Nevertheless, the forthcoming revision of the EU Blocking Regulation could be accompanied by a more centralized sanctions and enforcement regime, which may potentially more effectively persuade EU operators to contract with Iranian parties. However, it is also possible that a revision will simply make the balancing and business determination that much more difficult for EU operators. The appetite, resources, and precedent of U.S. sanctions enforcement mechanism is unlikely to be significantly impacted, even by a revised strict EU Blocking Regulation.

On the other hand, given the fluid state of Iran nuclear negotiations, the complexities raised by the EU Blocking Regulation may be temporarily diffused if the United States offers to retract much of the extraterritorial reach of its sanctions regime and the risk of secondary sanctions as part of that negotiation process.

[1] Case C-124/20, Bank Melli Iran v Telekom Deutschland GmbH, judgement, Dec. 21, 2021.

[2]See Annex to the EU Blocking Regulation.

[3] Article 5, para. 2 of the EU Blocking Regulation.
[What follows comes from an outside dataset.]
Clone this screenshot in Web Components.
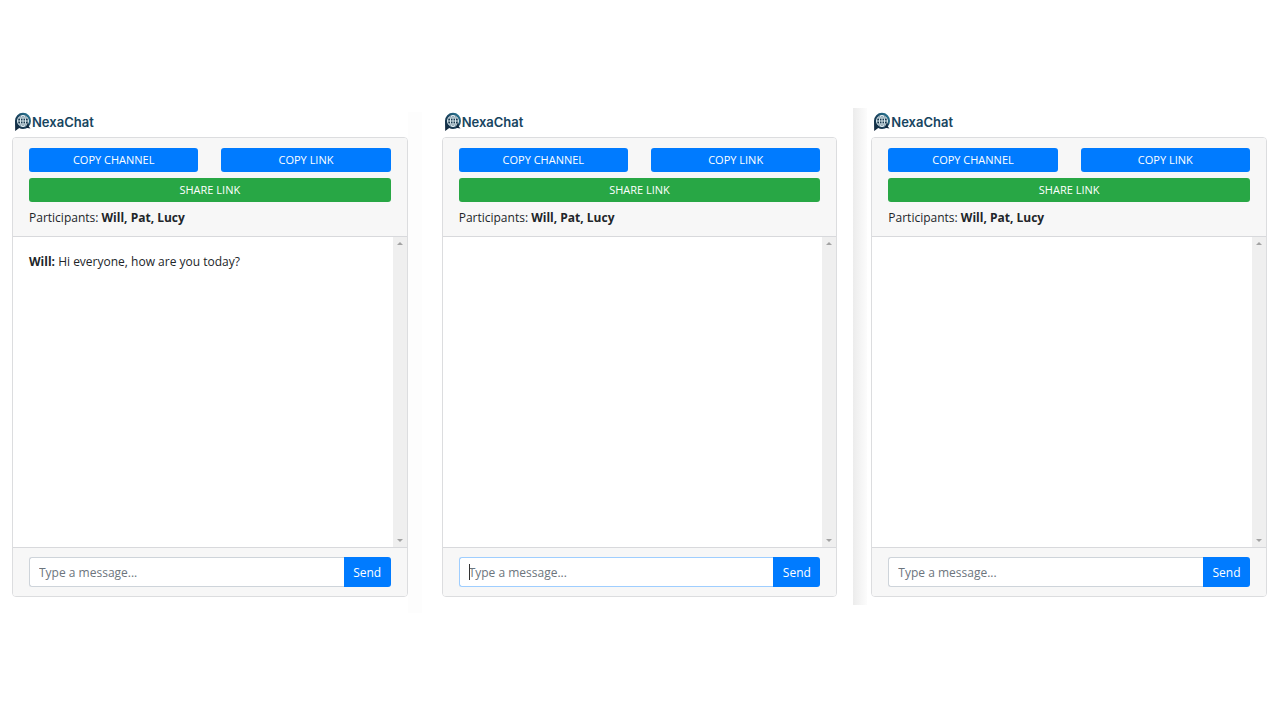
<!DOCTYPE html>
<html lang="en">
<head>
<meta charset="utf-8">
<meta name="viewport" content="width=device-width, initial-scale=1">
<title>NexaChat</title>
<style>
  body { margin: 0; background: #fff; color: #212529; font: 12px/18px "Open Sans", "Noto Sans", sans-serif; }
</style>
</head>
<body>
<chat-board>
  <chat-window people="Will, Pat, Lucy" edge="faint">
    <chat-message from="Will">Hi everyone, how are you today?</chat-message>
  </chat-window>
  <chat-window people="Will, Pat, Lucy" active></chat-window>
  <chat-window people="Will, Pat, Lucy" edge="shade"></chat-window>
</chat-board>
<script>
class BaseElement extends HTMLElement {
  constructor() {
    super();
    this.attachShadow({ mode: "open" });
  }
  connectedCallback() {
    this.shadowRoot.innerHTML = this.render();
  }
}

customElements.define("chat-board", class extends BaseElement {
  render() {
    return `<style>
      :host { display: block; }
      main { display: grid; grid-template-columns: repeat(3, minmax(0, 1fr)); align-items: start; gap: 34px; box-sizing: border-box; min-height: 100vh; padding: 112px 13px 24px 12px; }
    </style><main><slot></slot></main>`;
  }
});

customElements.define("nexa-logo", class extends BaseElement {
  render() {
    return `<style>
      :host { display: flex; align-items: center; height: 20px; padding-left: 2px; color: #17455f; font: 600 13px/20px Inter, sans-serif; }
      svg { display: block; }
    </style>
    <svg width="18" height="20" viewBox="0 0 18 20" aria-hidden="true">
      <defs><linearGradient id="g" x1="1" y1="0" x2="0" y2="1"><stop offset="0" stop-color="#2c86a3"/><stop offset=".5" stop-color="#1b4560"/><stop offset="1" stop-color="#0f2237"/></linearGradient></defs>
      <path d="M9 .8a8 8 0 0 1 8 8.200 8 8 0 0 1-8 8c-1.400 0-2.700-.3-3.800-.9L1.200 19 1 9A8 8 0 0 1 9 .8z" fill="url(#g)"/>
      <path d="M14 13.500l2.500 3-4.500-.8z" fill="#11283e"/>
      <circle cx="9" cy="9" r="6" fill="#17364c"/>
      <g fill="none" stroke="#dcebf0" stroke-width="1">
        <circle cx="9" cy="9" r="5.500"/>
        <ellipse cx="9" cy="9" rx="2.600" ry="5.500"/>
        <path d="M9 3.500v11M3.500 9h11M4.500 6h9M4.500 12h9"/>
      </g>
      <path d="M13.500 11.500c1 1 .4 2.700-1.100 3.100" fill="none" stroke="#11283e" stroke-width="1.500"/>
    </svg><span>NexaChat</span>`;
  }
});

customElements.define("action-button", class extends BaseElement {
  render() {
    return `<style>
      :host { display: block; }
      button { display: block; box-sizing: border-box; width: 100%; height: 24px; padding: 0; border: 0; border-radius: 3px; background: #007bff; color: #fff; font: 11px/24px "Open Sans", "Noto Sans", sans-serif; text-transform: uppercase; cursor: pointer; }
      :host([variant="success"]) button { background: #28a745; }
    </style><button type="button"><slot></slot></button>`;
  }
});

customElements.define("chat-message", class extends BaseElement {
  render() {
    return `<style>
      :host { display: block; line-height: 18px; }
      p { margin: 0; }
    </style><p><b>${this.getAttribute("from")}:</b> <slot></slot></p>`;
  }
});

customElements.define("scroll-track", class extends BaseElement {
  render() {
    return `<style>
      :host { display: flex; flex-direction: column; justify-content: space-between; align-items: center; box-sizing: border-box; width: 14px; padding: 4px 0; background: #efefef; }
      svg { display: block; fill: #a3a3a3; }
    </style>
    <svg width="6" height="5" viewBox="0 0 6 5" aria-hidden="true"><path d="M0 4h6L3 1z"/></svg>
    <svg width="6" height="5" viewBox="0 0 6 5" aria-hidden="true"><path d="M0 1h6L3 4z"/></svg>`;
  }
});

customElements.define("message-form", class extends BaseElement {
  render() {
    return `<style>
      :host { display: block; }
      form { display: flex; position: relative; height: 30px; margin: 0; }
      input { flex: 1; min-width: 0; box-sizing: border-box; margin: 0; padding: 2px 9px 0; border: 1px solid #ced4da; border-right: 0; border-radius: 3px 0 0 3px; background: #fff; color: #495057; font: 12px/18px "Open Sans", "Noto Sans", sans-serif; outline: 0; }
      input::placeholder { color: #6c757d; opacity: 1; }
      button { width: 47px; padding: 2px 0 0; border: 0; border-radius: 0 3px 3px 0; background: #007bff; color: #fff; font: 12px/18px "Open Sans", "Noto Sans", sans-serif; cursor: pointer; }
      i { display: none; }
      :host([active]) input { border-color: #9fceff; }
      :host([active]) i { display: block; position: absolute; left: 10px; top: 7px; width: 1px; height: 16px; background: #333; }
    </style>
    <form onsubmit="return false">
      <input type="text" placeholder="Type a message..." aria-label="Type a message">
      <i></i>
      <button type="submit">Send</button>
    </form>`;
  }
});

customElements.define("chat-window", class extends BaseElement {
  render() {
    return `<style>
      :host { display: block; position: relative; min-width: 0; }
      :host([edge])::before { content: ""; position: absolute; z-index: -1; width: 14px; }
      :host([edge="faint"])::before { left: 100%; top: 0; bottom: -16px; background: #fdfdfd; }
      :host([edge="shade"])::before { left: -18px; top: -4px; bottom: -8px; background: linear-gradient(90deg, #ececec, #fcfcfc); }
      .card { margin-top: 5px; border: 1px solid #dcdddf; border-radius: 4px; background: #fff; overflow: hidden; }
      header, footer { padding: 9px 16px; background: #f7f7f7; }
      header { padding-top: 10px; border-bottom: 1px solid #d8d9dc; }
      footer { border-top: 1px solid #d8d9dc; }
      .pair { display: grid; grid-template-columns: 1fr 1fr; gap: 23px; margin-bottom: 6px; }
      p { margin: 7px 0 0; line-height: 18px; }
      .body { display: flex; height: 310px; }
      .log { flex: 1; min-width: 0; padding: 16px; }
    </style>
    <nexa-logo></nexa-logo>
    <section class="card">
      <header>
        <div class="pair"><action-button>Copy channel</action-button><action-button>Copy link</action-button></div>
        <action-button variant="success">Share link</action-button>
        <p>Participants: <b>${this.getAttribute("people")}</b></p>
      </header>
      <div class="body"><div class="log"><slot></slot></div><scroll-track></scroll-track></div>
      <footer><message-form ${this.hasAttribute("active") ? "active" : ""}></message-form></footer>
    </section>`;
  }
});
</script>
</body>
</html>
[4] We do not know whether Telekom’s concern was prompted by U.S. enforcement action, or the risk of secondary sanctions – i.e., Telekom itself being listed for dealing with BMI. Based on publicly available information, our understanding is that Telekom was and is 100% owned by DT. If this understanding is accurate, there would not be direct liability under 31 C.F.R. 560.215, as Telekom is not owned or controlled by a U.S. person.